### Given exercise
Wherever the string "table" appears in the listing, copy that line.

### Record list

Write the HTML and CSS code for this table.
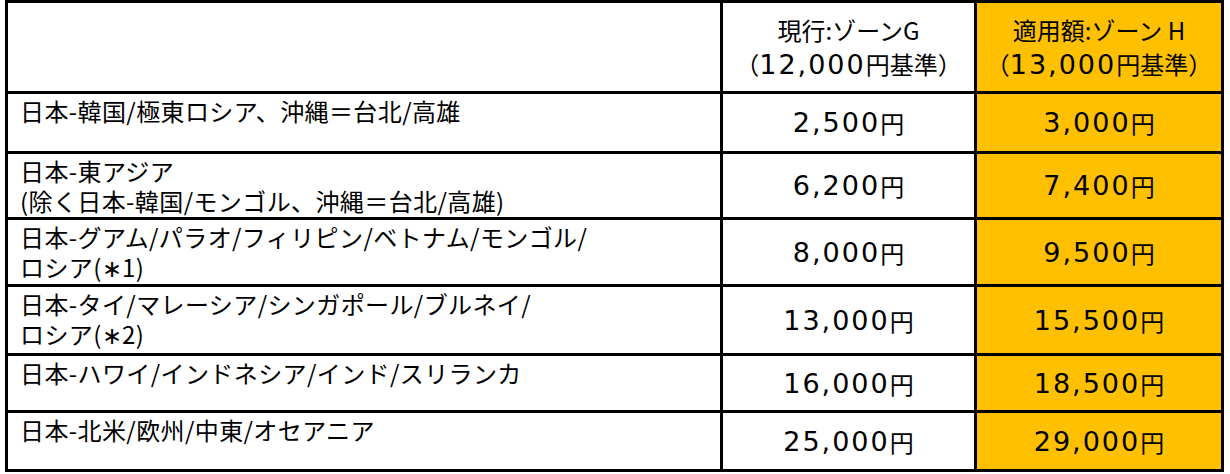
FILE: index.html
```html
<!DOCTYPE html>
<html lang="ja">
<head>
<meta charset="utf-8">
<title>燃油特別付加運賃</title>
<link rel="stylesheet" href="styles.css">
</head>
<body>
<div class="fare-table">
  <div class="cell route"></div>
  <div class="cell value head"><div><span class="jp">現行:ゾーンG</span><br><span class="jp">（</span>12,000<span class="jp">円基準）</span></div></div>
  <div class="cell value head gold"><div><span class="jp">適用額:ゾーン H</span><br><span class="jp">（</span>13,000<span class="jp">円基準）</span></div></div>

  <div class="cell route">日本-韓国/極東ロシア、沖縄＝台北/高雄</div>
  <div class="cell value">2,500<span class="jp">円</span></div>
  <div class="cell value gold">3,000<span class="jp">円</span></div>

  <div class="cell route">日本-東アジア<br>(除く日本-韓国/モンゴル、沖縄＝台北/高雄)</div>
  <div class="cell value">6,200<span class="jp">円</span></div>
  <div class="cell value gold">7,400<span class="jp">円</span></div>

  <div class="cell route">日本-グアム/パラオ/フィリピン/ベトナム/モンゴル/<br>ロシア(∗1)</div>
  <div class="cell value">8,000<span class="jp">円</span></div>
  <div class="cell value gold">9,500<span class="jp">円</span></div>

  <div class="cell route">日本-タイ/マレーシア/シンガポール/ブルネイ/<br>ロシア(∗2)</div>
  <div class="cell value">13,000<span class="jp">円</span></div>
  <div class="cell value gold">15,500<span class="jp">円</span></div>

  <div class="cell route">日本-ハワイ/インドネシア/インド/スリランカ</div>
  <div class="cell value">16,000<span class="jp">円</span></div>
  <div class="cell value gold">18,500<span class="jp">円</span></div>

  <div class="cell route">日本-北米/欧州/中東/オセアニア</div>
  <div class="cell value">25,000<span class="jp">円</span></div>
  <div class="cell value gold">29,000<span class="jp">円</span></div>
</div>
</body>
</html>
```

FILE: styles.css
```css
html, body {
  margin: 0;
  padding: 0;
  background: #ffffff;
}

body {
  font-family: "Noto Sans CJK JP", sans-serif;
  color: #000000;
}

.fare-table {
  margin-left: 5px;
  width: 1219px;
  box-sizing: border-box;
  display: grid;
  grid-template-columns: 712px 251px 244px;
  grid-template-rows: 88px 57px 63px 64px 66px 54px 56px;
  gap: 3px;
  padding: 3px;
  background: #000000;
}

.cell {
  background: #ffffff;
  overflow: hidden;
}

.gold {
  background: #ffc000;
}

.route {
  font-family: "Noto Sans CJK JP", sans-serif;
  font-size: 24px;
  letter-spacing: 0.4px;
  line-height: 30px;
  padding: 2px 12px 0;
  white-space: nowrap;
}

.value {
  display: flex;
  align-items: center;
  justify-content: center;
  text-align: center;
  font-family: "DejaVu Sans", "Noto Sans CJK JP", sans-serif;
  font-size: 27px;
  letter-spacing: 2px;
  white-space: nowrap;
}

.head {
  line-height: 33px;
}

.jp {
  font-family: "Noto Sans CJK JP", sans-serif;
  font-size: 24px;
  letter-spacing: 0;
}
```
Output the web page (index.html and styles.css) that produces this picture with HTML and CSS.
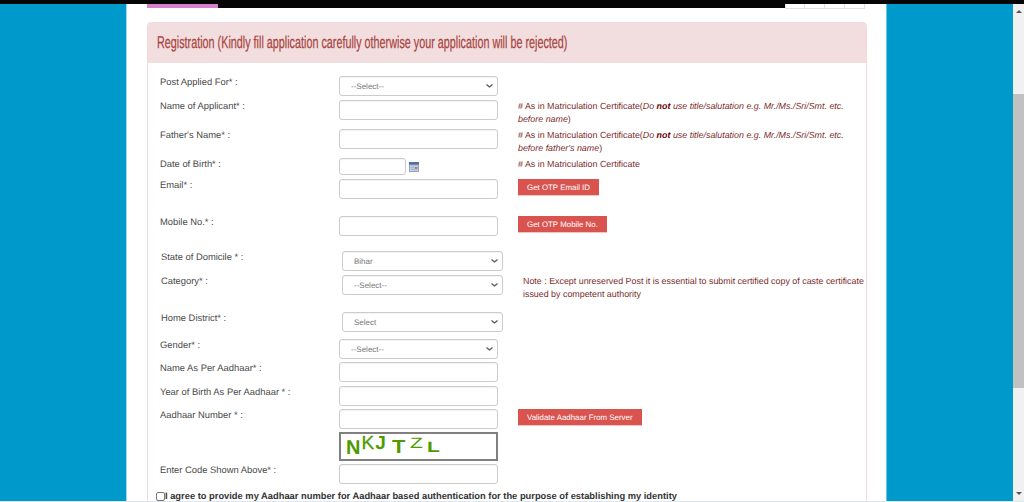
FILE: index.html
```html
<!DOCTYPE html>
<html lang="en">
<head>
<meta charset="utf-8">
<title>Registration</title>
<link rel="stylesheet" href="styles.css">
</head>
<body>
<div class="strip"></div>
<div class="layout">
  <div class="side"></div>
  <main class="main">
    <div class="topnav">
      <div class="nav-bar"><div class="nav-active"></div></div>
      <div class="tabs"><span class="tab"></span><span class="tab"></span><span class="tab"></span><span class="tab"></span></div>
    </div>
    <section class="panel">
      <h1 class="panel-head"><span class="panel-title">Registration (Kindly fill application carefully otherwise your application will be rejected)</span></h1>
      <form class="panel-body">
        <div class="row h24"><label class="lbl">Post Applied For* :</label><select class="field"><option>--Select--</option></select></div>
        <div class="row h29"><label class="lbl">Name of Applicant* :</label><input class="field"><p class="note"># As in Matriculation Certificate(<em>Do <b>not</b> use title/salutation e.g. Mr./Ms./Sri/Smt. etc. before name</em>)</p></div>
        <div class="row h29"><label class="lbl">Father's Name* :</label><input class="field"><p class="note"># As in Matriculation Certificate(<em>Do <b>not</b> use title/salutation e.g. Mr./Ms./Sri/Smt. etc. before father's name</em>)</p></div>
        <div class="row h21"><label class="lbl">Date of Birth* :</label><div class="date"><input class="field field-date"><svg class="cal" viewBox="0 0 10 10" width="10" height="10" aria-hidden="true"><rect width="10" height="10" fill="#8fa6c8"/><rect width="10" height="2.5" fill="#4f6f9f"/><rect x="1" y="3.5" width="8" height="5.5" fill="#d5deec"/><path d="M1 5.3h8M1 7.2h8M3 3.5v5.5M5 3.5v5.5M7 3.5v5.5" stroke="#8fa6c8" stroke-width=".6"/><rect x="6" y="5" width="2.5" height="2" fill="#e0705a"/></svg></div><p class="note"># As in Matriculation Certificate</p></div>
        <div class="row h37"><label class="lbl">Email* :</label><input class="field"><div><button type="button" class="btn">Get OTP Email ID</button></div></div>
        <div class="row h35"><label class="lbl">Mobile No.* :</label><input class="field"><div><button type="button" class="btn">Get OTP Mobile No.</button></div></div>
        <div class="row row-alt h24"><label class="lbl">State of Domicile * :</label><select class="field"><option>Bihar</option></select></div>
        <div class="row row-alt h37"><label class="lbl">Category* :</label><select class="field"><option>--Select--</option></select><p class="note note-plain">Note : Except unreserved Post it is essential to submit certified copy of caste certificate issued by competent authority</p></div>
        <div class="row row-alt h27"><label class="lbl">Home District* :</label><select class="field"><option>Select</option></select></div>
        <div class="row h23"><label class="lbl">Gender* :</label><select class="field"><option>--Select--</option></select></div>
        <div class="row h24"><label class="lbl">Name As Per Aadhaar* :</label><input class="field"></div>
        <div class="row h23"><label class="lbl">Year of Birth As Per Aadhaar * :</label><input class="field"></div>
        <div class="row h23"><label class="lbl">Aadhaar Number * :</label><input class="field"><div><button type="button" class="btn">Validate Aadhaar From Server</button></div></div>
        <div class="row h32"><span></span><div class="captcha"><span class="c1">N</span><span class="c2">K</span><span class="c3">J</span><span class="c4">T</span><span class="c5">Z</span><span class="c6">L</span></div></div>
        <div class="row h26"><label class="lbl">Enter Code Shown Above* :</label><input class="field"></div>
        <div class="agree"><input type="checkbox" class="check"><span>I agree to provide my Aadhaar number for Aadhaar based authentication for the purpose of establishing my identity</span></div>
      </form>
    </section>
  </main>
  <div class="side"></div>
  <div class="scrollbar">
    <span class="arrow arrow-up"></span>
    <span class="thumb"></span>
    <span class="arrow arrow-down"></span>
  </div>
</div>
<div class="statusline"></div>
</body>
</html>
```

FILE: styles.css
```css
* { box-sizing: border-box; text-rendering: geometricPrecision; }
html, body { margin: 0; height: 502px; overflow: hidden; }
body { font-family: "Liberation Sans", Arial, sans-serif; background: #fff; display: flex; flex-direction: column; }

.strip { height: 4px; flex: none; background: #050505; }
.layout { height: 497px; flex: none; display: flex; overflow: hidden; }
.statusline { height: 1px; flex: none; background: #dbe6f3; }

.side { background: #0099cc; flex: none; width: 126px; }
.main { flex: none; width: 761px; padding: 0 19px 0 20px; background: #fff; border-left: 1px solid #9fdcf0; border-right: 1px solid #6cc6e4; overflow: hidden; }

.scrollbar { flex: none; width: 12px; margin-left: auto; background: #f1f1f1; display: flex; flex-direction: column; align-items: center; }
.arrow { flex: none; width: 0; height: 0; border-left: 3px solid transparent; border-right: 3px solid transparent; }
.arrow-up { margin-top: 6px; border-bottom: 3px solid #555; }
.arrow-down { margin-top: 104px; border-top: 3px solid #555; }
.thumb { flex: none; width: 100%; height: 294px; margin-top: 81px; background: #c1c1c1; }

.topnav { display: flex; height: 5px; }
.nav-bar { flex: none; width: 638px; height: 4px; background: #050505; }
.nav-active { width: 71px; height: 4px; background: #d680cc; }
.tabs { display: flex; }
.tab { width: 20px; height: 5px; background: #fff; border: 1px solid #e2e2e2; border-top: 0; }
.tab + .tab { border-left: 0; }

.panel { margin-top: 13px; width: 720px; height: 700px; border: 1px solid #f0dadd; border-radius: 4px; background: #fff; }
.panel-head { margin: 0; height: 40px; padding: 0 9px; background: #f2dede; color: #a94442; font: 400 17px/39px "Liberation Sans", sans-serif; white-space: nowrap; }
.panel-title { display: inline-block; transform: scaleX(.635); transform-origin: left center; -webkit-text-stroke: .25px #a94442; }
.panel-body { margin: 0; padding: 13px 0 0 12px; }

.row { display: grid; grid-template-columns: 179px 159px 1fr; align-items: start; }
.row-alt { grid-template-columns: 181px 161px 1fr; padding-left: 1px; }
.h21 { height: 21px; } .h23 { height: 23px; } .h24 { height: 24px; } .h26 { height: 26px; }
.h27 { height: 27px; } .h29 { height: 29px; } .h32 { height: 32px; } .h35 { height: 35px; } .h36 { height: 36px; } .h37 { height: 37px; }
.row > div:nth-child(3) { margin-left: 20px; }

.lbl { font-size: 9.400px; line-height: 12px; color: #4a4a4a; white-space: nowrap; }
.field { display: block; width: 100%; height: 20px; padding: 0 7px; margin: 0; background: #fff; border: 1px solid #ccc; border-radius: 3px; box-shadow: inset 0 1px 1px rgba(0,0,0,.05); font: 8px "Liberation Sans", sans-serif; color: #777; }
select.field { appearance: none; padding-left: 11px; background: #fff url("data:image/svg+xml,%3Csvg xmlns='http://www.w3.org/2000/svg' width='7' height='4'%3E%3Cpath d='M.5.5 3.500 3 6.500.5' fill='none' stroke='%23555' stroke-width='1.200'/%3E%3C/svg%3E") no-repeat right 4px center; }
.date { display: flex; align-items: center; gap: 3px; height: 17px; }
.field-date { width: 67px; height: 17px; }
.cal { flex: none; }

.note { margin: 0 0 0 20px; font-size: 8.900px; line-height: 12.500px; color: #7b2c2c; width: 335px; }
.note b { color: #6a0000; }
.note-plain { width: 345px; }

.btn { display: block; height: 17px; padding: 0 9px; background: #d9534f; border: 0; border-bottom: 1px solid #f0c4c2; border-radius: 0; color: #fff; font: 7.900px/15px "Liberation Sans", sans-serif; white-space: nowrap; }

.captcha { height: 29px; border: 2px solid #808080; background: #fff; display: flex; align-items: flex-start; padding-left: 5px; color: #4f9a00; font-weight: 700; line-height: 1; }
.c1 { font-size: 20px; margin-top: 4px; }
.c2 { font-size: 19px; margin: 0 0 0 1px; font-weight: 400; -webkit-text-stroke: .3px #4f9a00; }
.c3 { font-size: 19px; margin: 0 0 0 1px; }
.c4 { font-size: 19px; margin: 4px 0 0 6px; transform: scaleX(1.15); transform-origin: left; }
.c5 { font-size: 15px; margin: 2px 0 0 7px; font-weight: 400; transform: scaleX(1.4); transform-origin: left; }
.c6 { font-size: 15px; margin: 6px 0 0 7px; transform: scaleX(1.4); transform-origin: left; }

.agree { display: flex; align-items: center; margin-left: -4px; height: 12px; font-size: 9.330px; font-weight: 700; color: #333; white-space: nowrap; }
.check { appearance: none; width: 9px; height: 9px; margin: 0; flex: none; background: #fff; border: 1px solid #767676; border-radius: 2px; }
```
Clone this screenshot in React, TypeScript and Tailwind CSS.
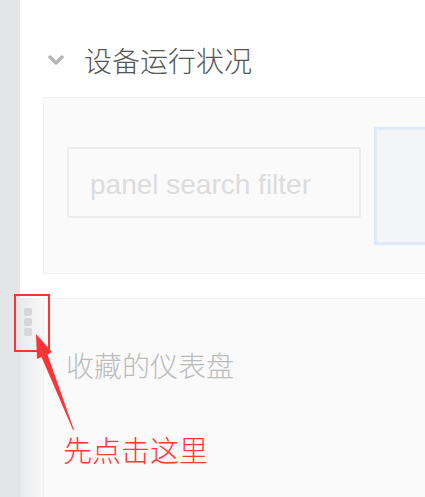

### Answer to this exercise
Write the HTML and CSS code for this table.
<div class="fare-table">
.fare-table {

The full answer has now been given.